The problem with the claim for Christ (as the one and only way to God, or the Good) is that it is not really stronger than a claim for Balder (or Osiris, or any other dying and rising god). Today we know a bit more about the gospels than we did in Lewis' day, and they are very clearly myth (just like Egyptian myth or Norse myth or any other myth). They aren't history (any more than the changing story of Joseph Smith's First Vision is). This does not mean that they do not express important human truths, but those truths are not historical (i.e. accounts of what really happened at some moment in the past) or particular (i.e. stories of a particular person doing particular things). Myths are about universal truths like love, loss, and moving on into the great unknown. They are about what happens all of the time to all of us (and each one of us).
Just like you can speak of these universal things in any language without losing important meaning (since Spanish is no truer than English or Russian or Chinese as an expression of human reality), so you can put them in any myth: they are the timeless truth; the myth is just an accidental vessel that holds them. Lewis' mistake was presuming that Christianity was somehow categorically different from other religions. It isn't. This doesn't diminish its importance: English is still important, even if it is not categorically superior to (say) Spanish (which is also important, right? why should we pretend that Spanish is inferior to English? why pretend that Christianity is categorically superior to Buddhism, Judaism, or Islam?). This doesn't mean that the real truths it teaches are not important or universal. But it does allow us to check them against other versions of themselves (as it were), and to compare our myth-makers with other storytellers out there (who may pick up on some important things that we leave out of our stories, for one reason or another).
From my perspective, Lewis just made the choice at some point to speak English (Christian), i.e. to make English (Christianity) the language through which he expressed himself. That is perfectly fine, and English (Christianity) happens to be my native language as well. But I like other languages. I don't see them as categorically inferior to mine (though there are speakers of each who claim it as the one and only true language, and treat those ignorant of it as babbling idiots, no matter how well they speak their own language; I think this is wrong).
I can make an emotionally charged argument that anyone who chooses to dismiss the Buddha or Muhammad (or Osiris or Balder) is willfully rejecting the one true prophet or the one true God. I can make an emotionally charged argument that English is the one true language, that there is no such thing as a cultured human being who has never read Shakespeare in the original. Both arguments have a gigantic flaw. They ignore the humanity of other people, a humanity evident in the facts (1) that there are many prophets and many gods (including many as good as ours), and (2) that there are many great human cultures entirely ignorant of Shakespeare (who did not live early enough to bestow his genius on the Upanishads, the writer of Ecclesiastes, the Homeric poets, or countless others widely and rightly acknowledged as having achieved high levels of culture).

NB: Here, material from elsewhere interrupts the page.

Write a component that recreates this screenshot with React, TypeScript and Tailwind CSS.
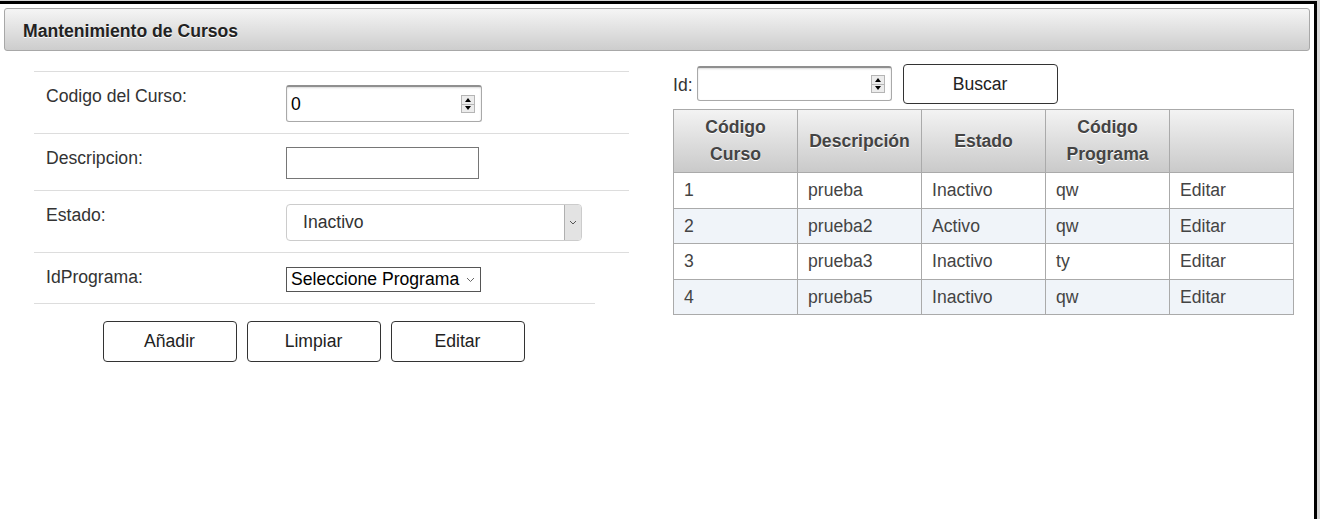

What is good in my culture (English, Christianity) does not have to be qualitatively superior to what is good in other cultures. People do not have to speak my language (English, Christianity) to me before I acknowledge them as true human beings. I think even C. S. Lewis is willing to concede this on some level (with the story of the saved Calormene in the Last Battle). The only difference between us is that I see the saved Christian as being more like that Calormene: God is a mystery that all human cultures (including every form of Christianity) seek in vain to capture and own for themselves (and their little languages), but he is not ours. We can be his, but he cannot be ours. He can speak for us, but we do not speak for him. When we try to do this (speak for him), what we say has a disturbing tendency to become fascist nonsense.